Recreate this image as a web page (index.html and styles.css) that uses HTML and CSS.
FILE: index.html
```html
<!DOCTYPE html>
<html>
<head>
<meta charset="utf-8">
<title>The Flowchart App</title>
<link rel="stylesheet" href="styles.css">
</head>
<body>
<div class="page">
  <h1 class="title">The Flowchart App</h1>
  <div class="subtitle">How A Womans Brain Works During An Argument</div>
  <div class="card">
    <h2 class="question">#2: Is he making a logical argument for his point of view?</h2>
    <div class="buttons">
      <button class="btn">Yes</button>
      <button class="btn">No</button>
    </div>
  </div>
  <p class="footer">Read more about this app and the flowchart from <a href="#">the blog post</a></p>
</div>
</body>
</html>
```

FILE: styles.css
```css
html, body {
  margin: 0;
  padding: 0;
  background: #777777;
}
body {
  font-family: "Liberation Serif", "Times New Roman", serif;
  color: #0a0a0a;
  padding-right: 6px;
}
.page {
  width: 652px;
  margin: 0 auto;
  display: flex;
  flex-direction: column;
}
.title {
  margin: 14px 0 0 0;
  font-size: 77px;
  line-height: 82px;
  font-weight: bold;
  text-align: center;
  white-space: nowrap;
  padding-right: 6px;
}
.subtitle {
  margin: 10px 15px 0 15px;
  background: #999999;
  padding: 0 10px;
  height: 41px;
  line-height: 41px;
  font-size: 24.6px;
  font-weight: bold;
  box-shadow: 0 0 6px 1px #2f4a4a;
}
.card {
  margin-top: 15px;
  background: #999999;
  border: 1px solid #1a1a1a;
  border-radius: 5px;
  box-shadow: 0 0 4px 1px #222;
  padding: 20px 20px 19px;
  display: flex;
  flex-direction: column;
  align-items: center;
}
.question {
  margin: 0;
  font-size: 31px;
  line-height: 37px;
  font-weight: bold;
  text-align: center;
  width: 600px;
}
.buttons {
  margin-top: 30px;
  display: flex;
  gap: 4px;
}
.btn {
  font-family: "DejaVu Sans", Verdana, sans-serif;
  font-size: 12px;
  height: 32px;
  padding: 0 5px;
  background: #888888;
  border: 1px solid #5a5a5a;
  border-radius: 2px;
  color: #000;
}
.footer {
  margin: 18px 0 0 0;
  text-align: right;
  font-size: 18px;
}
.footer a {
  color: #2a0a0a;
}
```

= = = = = = =

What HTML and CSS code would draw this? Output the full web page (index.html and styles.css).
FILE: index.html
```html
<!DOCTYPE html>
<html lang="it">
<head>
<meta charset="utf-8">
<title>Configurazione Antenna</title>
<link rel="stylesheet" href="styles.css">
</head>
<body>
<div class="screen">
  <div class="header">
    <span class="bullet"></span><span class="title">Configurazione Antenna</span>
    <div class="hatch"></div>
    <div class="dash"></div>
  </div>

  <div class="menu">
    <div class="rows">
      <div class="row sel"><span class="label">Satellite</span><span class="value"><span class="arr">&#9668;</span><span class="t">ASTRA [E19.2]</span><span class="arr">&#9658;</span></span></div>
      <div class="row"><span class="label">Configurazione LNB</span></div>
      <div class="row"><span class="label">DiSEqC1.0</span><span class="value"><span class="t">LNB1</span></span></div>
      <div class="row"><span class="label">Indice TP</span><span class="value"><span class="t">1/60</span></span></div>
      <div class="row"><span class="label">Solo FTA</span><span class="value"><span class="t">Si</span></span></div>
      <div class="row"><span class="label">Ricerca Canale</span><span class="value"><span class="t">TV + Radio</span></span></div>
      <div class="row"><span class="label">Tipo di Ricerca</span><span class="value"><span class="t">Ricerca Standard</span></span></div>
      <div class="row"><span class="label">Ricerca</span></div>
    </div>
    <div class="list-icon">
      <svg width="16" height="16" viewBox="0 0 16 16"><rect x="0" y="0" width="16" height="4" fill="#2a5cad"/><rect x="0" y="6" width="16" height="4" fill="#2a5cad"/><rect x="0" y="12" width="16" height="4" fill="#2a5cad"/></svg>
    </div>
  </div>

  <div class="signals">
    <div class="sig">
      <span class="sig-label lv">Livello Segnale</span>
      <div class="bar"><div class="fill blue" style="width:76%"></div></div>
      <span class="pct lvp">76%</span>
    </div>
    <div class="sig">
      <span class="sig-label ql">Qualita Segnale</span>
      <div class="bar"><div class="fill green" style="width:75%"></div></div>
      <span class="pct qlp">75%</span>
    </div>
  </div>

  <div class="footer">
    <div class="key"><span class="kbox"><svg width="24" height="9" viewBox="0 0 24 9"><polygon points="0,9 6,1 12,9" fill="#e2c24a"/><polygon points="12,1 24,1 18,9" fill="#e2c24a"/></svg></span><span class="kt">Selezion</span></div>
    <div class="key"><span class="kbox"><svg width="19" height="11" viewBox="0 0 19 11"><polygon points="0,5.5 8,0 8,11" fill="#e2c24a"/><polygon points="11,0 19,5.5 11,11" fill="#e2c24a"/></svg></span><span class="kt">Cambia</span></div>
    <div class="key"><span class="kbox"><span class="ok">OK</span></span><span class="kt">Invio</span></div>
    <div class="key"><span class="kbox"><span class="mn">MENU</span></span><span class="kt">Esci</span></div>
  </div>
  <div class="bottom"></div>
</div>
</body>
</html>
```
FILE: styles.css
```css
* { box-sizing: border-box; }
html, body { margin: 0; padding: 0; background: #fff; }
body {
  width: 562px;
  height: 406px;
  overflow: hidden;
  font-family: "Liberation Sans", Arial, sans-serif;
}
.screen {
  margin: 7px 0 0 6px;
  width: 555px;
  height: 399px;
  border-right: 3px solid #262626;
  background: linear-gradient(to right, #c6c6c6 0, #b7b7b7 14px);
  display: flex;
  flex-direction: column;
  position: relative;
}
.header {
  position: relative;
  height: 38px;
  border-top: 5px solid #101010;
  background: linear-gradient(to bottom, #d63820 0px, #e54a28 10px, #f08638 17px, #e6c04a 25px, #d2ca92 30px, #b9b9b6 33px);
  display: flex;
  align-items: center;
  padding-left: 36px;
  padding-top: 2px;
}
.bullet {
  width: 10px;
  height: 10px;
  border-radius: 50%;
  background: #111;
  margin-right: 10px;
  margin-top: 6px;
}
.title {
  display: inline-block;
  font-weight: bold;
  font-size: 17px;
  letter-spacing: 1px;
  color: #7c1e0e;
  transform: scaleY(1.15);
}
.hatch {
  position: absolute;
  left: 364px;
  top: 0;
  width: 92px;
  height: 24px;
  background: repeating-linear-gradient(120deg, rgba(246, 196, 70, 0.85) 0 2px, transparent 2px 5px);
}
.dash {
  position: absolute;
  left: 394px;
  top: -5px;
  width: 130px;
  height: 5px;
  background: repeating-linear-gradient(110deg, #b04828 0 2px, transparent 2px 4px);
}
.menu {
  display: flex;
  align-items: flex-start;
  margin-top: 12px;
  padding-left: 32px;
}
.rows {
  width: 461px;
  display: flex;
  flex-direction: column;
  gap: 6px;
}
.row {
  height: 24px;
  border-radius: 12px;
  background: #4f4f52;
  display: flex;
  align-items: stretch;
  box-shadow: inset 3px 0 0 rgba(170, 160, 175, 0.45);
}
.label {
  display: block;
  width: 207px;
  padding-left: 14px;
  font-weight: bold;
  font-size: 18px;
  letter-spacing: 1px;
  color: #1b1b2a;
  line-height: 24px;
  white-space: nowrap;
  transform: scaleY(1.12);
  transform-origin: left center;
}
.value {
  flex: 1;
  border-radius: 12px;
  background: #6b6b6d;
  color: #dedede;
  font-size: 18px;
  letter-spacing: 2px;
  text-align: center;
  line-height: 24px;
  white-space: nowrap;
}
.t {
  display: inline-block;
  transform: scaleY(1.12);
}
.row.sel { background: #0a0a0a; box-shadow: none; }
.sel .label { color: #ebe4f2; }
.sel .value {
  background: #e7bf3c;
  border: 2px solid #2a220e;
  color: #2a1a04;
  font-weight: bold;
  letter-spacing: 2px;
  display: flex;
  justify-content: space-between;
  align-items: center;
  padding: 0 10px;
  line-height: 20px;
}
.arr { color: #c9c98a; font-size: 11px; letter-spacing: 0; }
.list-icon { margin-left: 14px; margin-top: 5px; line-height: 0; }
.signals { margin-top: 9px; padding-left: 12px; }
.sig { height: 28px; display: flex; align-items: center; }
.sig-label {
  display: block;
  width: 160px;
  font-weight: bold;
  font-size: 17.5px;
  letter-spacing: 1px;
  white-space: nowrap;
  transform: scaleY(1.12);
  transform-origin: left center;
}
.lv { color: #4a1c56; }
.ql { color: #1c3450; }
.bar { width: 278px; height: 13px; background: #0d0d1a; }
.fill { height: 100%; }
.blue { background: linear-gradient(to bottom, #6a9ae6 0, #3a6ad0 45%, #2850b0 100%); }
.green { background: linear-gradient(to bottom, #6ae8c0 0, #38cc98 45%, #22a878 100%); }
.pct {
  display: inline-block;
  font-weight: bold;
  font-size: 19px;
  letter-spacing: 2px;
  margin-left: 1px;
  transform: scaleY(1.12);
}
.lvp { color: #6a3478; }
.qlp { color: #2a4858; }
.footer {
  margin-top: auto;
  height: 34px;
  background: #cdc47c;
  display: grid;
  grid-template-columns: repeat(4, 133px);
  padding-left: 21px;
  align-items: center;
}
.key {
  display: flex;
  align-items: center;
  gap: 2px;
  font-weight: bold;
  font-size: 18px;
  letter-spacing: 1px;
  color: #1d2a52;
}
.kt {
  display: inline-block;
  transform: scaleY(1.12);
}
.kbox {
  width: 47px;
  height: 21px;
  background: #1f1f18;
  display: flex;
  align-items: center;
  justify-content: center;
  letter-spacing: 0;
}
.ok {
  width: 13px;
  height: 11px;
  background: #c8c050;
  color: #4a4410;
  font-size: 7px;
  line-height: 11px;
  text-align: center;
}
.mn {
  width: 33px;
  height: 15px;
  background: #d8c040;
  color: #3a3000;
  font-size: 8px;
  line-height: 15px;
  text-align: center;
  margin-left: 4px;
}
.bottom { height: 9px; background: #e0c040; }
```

= = = = = = =

▶ [What needs to be done]:
Of the lines above, copy each that contains "this".

▶ [Answer below]:
Recreate this image as a web page (index.html and styles.css) that uses HTML and CSS.
  <p class="footer">Read more about this app and the flowchart from <a href="#">the blog post</a></p>
What HTML and CSS code would draw this? Output the full web page (index.html and styles.css).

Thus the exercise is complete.